◆ Exercise details:
Go through the entries below, tally each line with the string "components", and give the final number by itself.

Web page code records:
☆ ☆ ☆
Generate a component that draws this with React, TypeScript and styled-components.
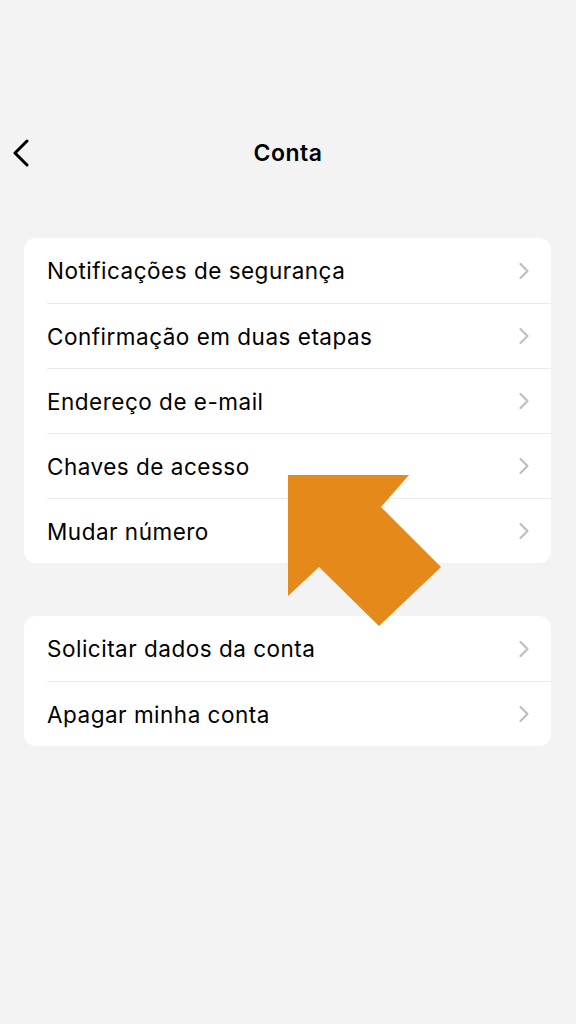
import React from "react";
import styled, { createGlobalStyle } from "styled-components";

const SECTIONS: string[][] = [
    [
        "Notificações de segurança",
        "Confirmação em duas etapas",
        "Endereço de e-mail",
        "Chaves de acesso",
        "Mudar número",
    ],
    ["Solicitar dados da conta", "Apagar minha conta"],
];

const App: React.FC = () => {
    return (
        <>
            <GlobalStyle />
            <Screen>
                <Header>
                    <BackButton aria-label="Voltar">
                        <svg width="20" height="28" viewBox="0 0 20 28">
                            <path d="M16 2 L4 14 L16 26" fill="none" stroke="#000" strokeWidth="3" strokeLinecap="round" strokeLinejoin="round" />
                        </svg>
                    </BackButton>
                    <Title>Conta</Title>
                </Header>

                <Groups>
                    {SECTIONS.map((rows, i) => (
                        <Card key={i}>
                            {rows.map((label) => (
                                <Row key={label}>
                                    <Label>{label}</Label>
                                    <svg width="12" height="18" viewBox="0 0 12 18">
                                        <path d="M2.5 2 L9.5 9 L2.5 16" fill="none" stroke="#bfbfc3" strokeWidth="2.2" strokeLinecap="round" strokeLinejoin="round" />
                                    </svg>
                                </Row>
                            ))}
                        </Card>
                    ))}
                </Groups>

                {/* highlight arrow drawn over the list */}
                <Arrow width="576" height="1024" viewBox="0 0 576 1024">
                    <polygon
                        points="288,475 409,475 381,507 441,567 379,626 319,567 288,596"
                        fill="#e5891a"
                    />
                </Arrow>
            </Screen>
        </>
    );
};

const GlobalStyle = createGlobalStyle`
    html, body {
        margin: 0;
        padding: 0;
        background: #f3f3f3;
    }
    body {
        font-family: Inter, "Liberation Sans", sans-serif;
        color: #000;
    }
`;

const Screen = styled.div`
    position: relative;
    width: 576px;
    height: 1024px;
    overflow: hidden;
    background: #f3f3f3;
`;

const Header = styled.div`
    display: flex;
    align-items: center;
    justify-content: center;
    position: relative;
    height: 66px;
    margin-top: 120px;
`;

const BackButton = styled.div`
    position: absolute;
    left: 11px;
    top: 19px;
    display: flex;
`;

const Title = styled.h1`
    margin: 0;
    font-size: 23px;
    font-weight: 600;
    letter-spacing: 0.5px;
`;

const Groups = styled.div`
    display: flex;
    flex-direction: column;
    gap: 53px;
    padding: 52px 25px 0 24px;
`;

const Card = styled.div`
    background: #fff;
    border-radius: 12px;
    overflow: hidden;
`;

const Row = styled.div`
    display: flex;
    align-items: center;
    justify-content: space-between;
    height: 65px;
    margin-left: 23px;
    padding-right: 21px;
    box-sizing: border-box;

    & + & {
        border-top: 1px solid #ebebeb;
    }
`;

const Label = styled.span`
    font-size: 22.5px;
    font-weight: 400;
    letter-spacing: 0.5px;
`;

const Arrow = styled.svg`
    position: absolute;
    left: 0;
    top: 0;
    pointer-events: none;
`;

export default App;
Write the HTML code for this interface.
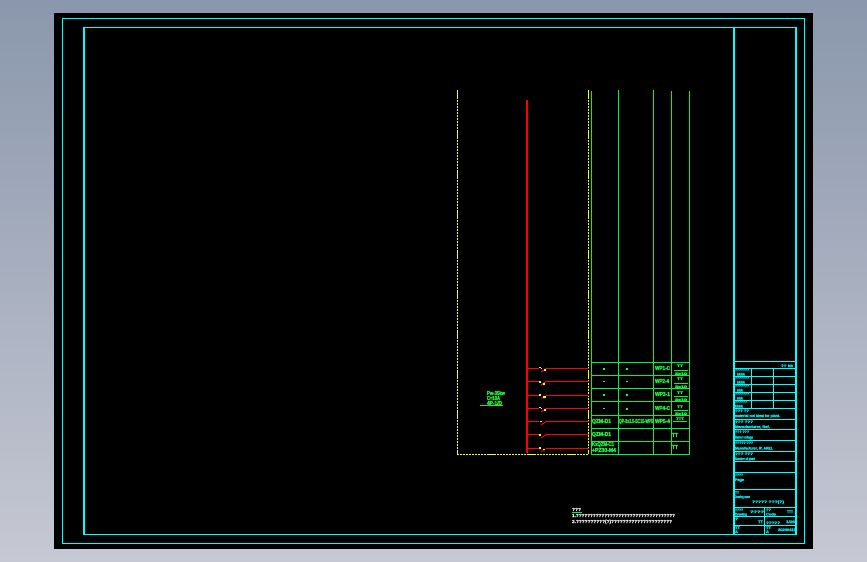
<!DOCTYPE html>
<html><head><meta charset="utf-8"><style>
html,body{margin:0;padding:0;width:867px;height:562px;overflow:hidden;background:linear-gradient(#8a97ac,#c6c8d3)}
svg{position:absolute;left:0;top:0}
text{font-family:"Liberation Sans",sans-serif;font-weight:bold}
.g text{fill:#1fff3f;stroke:#1fff3f;stroke-width:.35;font-size:5px}
.c text{fill:#00ffff;stroke:#00ffff;stroke-width:.25;font-size:4px}
.w text{fill:#fff;stroke:#fff;stroke-width:.2;font-size:4.5px}
</style></head><body>
<svg width="867" height="562" viewBox="0 0 867 562" shape-rendering="crispEdges">
<rect x="54" y="13" width="759" height="536" fill="#000"/>
<g fill="none" stroke="#00ffff">
<rect x="62.5" y="18.5" width="742" height="525"/>
<path d="M83 27.500H797M83 534.500H797"/>
<path stroke-width="2" d="M84 27V535M796 27V535M734 27V535"/>
<path d="M734 361.500H796M734 368.500H796M734 376.500H796M734 384.500H796M734 392.500H796M734 400.500H796M734 408.500H796M734 419.500H796M734 429.500H796M734 440.500H796M734 451.500H796M734 461.500H796M734 472.500H796M734 489.500H796M734 507.500H796M734 516.500H796M734 525.500H796M751.500 368V408M773.500 368V408M764.500 507V534"/>
</g>
<g fill="none" stroke="#00f04a">
<path d="M591.500 91V454M618.500 90V454M653.500 90V454M671.500 91V454M689.500 91V454M591 362.500H690M591 375.500H690M591 388.500H690M591 401.500H690M591 415.500H690M591 428.500H690M591 441.500H690M591 454.500H690"/>
<path d="M480 405.500H503M674 383.500H688M674 370.500H688M674 396.500H688M674 410.500H688M673 421.500H687M572 512.500H582"/>
</g>
<g fill="none" stroke="#ffff00">
<path stroke-dasharray="9 1 2 1 2 1 2 1 2 1 2 1 2 1 2 1 2 1 2 1 2 1" d="M457.500 90V454M588.500 90V454"/>
<path stroke-dasharray="2 1 2 1 2 1 2 1 2 1 2 1 2 1 2 1 2 1 2 1 9 1" d="M457 454.500H589"/>
</g>
<g fill="none" stroke="#ff0000">
<rect x="526" y="100" width="2" height="353" fill="#ff0000" stroke="none"/>
<path d="M528 368.500H539M547 368.500H589M528 381.500H539M547 381.500H589M528 395.500H539M546 395.500H589M528 408.500H539M547 408.500H589M528 421.500H539M547 421.500H589M528 434.500H539M547 434.500H589M528 448.500H539M546 448.500H589"/>
<path d="M541 372L547 368M541 385L547 381M541 398H545M541 412L547 408M541 425L547 421M541 438L547 434M541 451H545"/>
</g>
<g fill="#ffff00">
<rect x="539" y="367" width="2" height="1"/><rect x="541" y="368" width="1" height="1"/><rect x="544" y="369" width="2" height="2"/>
<rect x="539" y="381" width="2" height="2"/><rect x="543" y="383" width="2" height="2"/>
<rect x="539" y="394" width="2" height="2"/><rect x="543" y="396" width="3" height="2"/>
<rect x="539" y="407" width="2" height="1"/><rect x="541" y="408" width="1" height="1"/><rect x="544" y="409" width="2" height="2"/>
<rect x="540" y="421" width="2" height="1"/>
<rect x="539" y="434" width="2" height="2"/>
<rect x="539" y="447" width="2" height="2"/><rect x="543" y="449" width="2" height="1"/>
</g>
<g fill="#1fff3f">
<rect x="603" y="368" width="2" height="2"/><rect x="626" y="368" width="2" height="2"/>
<rect x="603" y="381" width="2" height="1"/><rect x="626" y="381" width="2" height="1"/>
<rect x="603" y="394" width="2" height="2"/><rect x="626" y="394" width="2" height="2"/>
<rect x="603" y="408" width="2" height="1"/><rect x="626" y="408" width="2" height="2"/>
</g>
<g class="g">
<text x="487" y="395" textLength="18" lengthAdjust="spacingAndGlyphs">Pw-35kw</text>
<text x="487" y="400" textLength="13" lengthAdjust="spacingAndGlyphs">C=10A</text>
<text x="487" y="405" textLength="15" lengthAdjust="spacingAndGlyphs">4P-1/D</text>
<text x="655" y="370" textLength="15" lengthAdjust="spacingAndGlyphs">WP1-C</text>
<text x="655" y="383" textLength="14" lengthAdjust="spacingAndGlyphs">WP2-4</text>
<text x="655" y="396" textLength="15" lengthAdjust="spacingAndGlyphs">WP3-1</text>
<text x="655" y="410" textLength="15" lengthAdjust="spacingAndGlyphs">WP4-C</text>
<text x="655" y="423" textLength="15" lengthAdjust="spacingAndGlyphs">WP5-4</text>
<text x="592" y="423" textLength="19" lengthAdjust="spacingAndGlyphs">QZM-D1</text>
<text x="619" y="423" textLength="34" lengthAdjust="spacingAndGlyphs">QP-3x2.5-SC15-WP5</text>
<text x="592" y="436" textLength="19" lengthAdjust="spacingAndGlyphs">QZM-D1</text>
<text x="592" y="446" textLength="22" lengthAdjust="spacingAndGlyphs">KxQZM-C1</text>
<text x="592" y="452" textLength="24" lengthAdjust="spacingAndGlyphs">+PZ30-M4</text>
<text x="677" y="367" textLength="6" lengthAdjust="spacingAndGlyphs" style="font-size:4px">TT</text><text x="675" y="375" textLength="12" lengthAdjust="spacingAndGlyphs" style="font-size:4px">3x10</text>
<text x="677" y="380" textLength="6" lengthAdjust="spacingAndGlyphs" style="font-size:4px">TT</text><text x="675" y="388" textLength="12" lengthAdjust="spacingAndGlyphs" style="font-size:4px">3x10</text>
<text x="677" y="394" textLength="6" lengthAdjust="spacingAndGlyphs" style="font-size:4px">TT</text><text x="675" y="401" textLength="12" lengthAdjust="spacingAndGlyphs" style="font-size:4px">3x10</text>
<text x="677" y="408" textLength="6" lengthAdjust="spacingAndGlyphs" style="font-size:4px">TT</text><text x="675" y="415" textLength="12" lengthAdjust="spacingAndGlyphs" style="font-size:4px">3x10</text>
<text x="676" y="420" textLength="8" lengthAdjust="spacingAndGlyphs" style="font-size:4px">TTT</text>
<text x="672" y="437" textLength="6" lengthAdjust="spacingAndGlyphs">TT</text>
<text x="672" y="449" textLength="6" lengthAdjust="spacingAndGlyphs">TT</text>
</g>
<g class="w">
<text x="572" y="511" textLength="9" lengthAdjust="spacingAndGlyphs">???</text>
<text x="572" y="517" textLength="103" lengthAdjust="spacingAndGlyphs">1.???????????????????????????????????</text>
<text x="572" y="523" textLength="100" lengthAdjust="spacingAndGlyphs">2.??????????(?)?????????????????????</text>
</g>
<g class="c">
<text x="781" y="367" textLength="12" lengthAdjust="spacingAndGlyphs">?? kk</text>
<text x="735" y="371" textLength="14" lengthAdjust="spacingAndGlyphs">???????</text><text x="737" y="375.500" textLength="8" lengthAdjust="spacingAndGlyphs">kkkk</text>
<text x="735" y="379" textLength="14" lengthAdjust="spacingAndGlyphs">???????</text><text x="737" y="383.500" textLength="8" lengthAdjust="spacingAndGlyphs">kkkk</text>
<text x="735" y="387" textLength="14" lengthAdjust="spacingAndGlyphs">???????</text><text x="737" y="391.500" textLength="6" lengthAdjust="spacingAndGlyphs">kkk</text>
<text x="735" y="395" textLength="14" lengthAdjust="spacingAndGlyphs">???????</text><text x="737" y="399.500" textLength="6" lengthAdjust="spacingAndGlyphs">kkk</text>
<text x="735" y="403" textLength="12" lengthAdjust="spacingAndGlyphs">??????</text><text x="735" y="407.500" textLength="8" lengthAdjust="spacingAndGlyphs">kkkk</text>
<text x="735" y="412" textLength="14" lengthAdjust="spacingAndGlyphs">??? ??</text>
<text x="735" y="417" textLength="45" lengthAdjust="spacingAndGlyphs">material not ideal for plant.</text>
<text x="735" y="423" textLength="18" lengthAdjust="spacingAndGlyphs">??? ???</text>
<text x="735" y="428" textLength="35" lengthAdjust="spacingAndGlyphs">Manufacturer, Ref.</text>
<text x="735" y="433" textLength="14" lengthAdjust="spacingAndGlyphs">??? ???</text>
<text x="735" y="438.500" textLength="18" lengthAdjust="spacingAndGlyphs">Rated voltage</text>
<text x="735" y="444" textLength="18" lengthAdjust="spacingAndGlyphs">????? ???</text>
<text x="735" y="449.500" textLength="38" lengthAdjust="spacingAndGlyphs">Manufacturer, IP, AREL</text>
<text x="735" y="455" textLength="18" lengthAdjust="spacingAndGlyphs">??? ???</text>
<text x="735" y="460" textLength="20" lengthAdjust="spacingAndGlyphs">Number of plant</text>
<text x="735" y="476" textLength="8" lengthAdjust="spacingAndGlyphs">????</text>
<text x="735" y="481" textLength="9" lengthAdjust="spacingAndGlyphs">Page</text>
<text x="735" y="494" textLength="4" lengthAdjust="spacingAndGlyphs">TT</text>
<text x="735" y="498" textLength="15" lengthAdjust="spacingAndGlyphs">Drawing name</text>
<text x="752" y="503" textLength="32" lengthAdjust="spacingAndGlyphs">????? ???(?)</text>
<text x="735" y="511" textLength="8" lengthAdjust="spacingAndGlyphs">????</text>
<text x="735" y="515.500" textLength="12" lengthAdjust="spacingAndGlyphs">Drawing</text>
<text x="750" y="513" textLength="14" lengthAdjust="spacingAndGlyphs">????</text>
<text x="766" y="511" textLength="5" lengthAdjust="spacingAndGlyphs">??</text>
<text x="766" y="515.500" textLength="10" lengthAdjust="spacingAndGlyphs">Code</text>
<text x="787" y="513" textLength="6" lengthAdjust="spacingAndGlyphs">TTT</text>
<text x="735" y="520" textLength="3" lengthAdjust="spacingAndGlyphs">?</text>
<text x="758" y="523" textLength="5" lengthAdjust="spacingAndGlyphs">TT</text>
<text x="766" y="524" textLength="14" lengthAdjust="spacingAndGlyphs">?????</text>
<text x="786" y="523" textLength="9" lengthAdjust="spacingAndGlyphs">1/26</text>
<text x="735" y="529" textLength="5" lengthAdjust="spacingAndGlyphs">TT</text>
<text x="735" y="533" textLength="3" lengthAdjust="spacingAndGlyphs">A</text>
<text x="766" y="529" textLength="5" lengthAdjust="spacingAndGlyphs">TT</text>
<text x="766" y="533" textLength="3" lengthAdjust="spacingAndGlyphs">A</text>
<text x="778" y="531" textLength="18" lengthAdjust="spacingAndGlyphs">20200415</text>
</g>
</svg>
</body></html>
☆ ☆ ☆
◆ Complete output:
2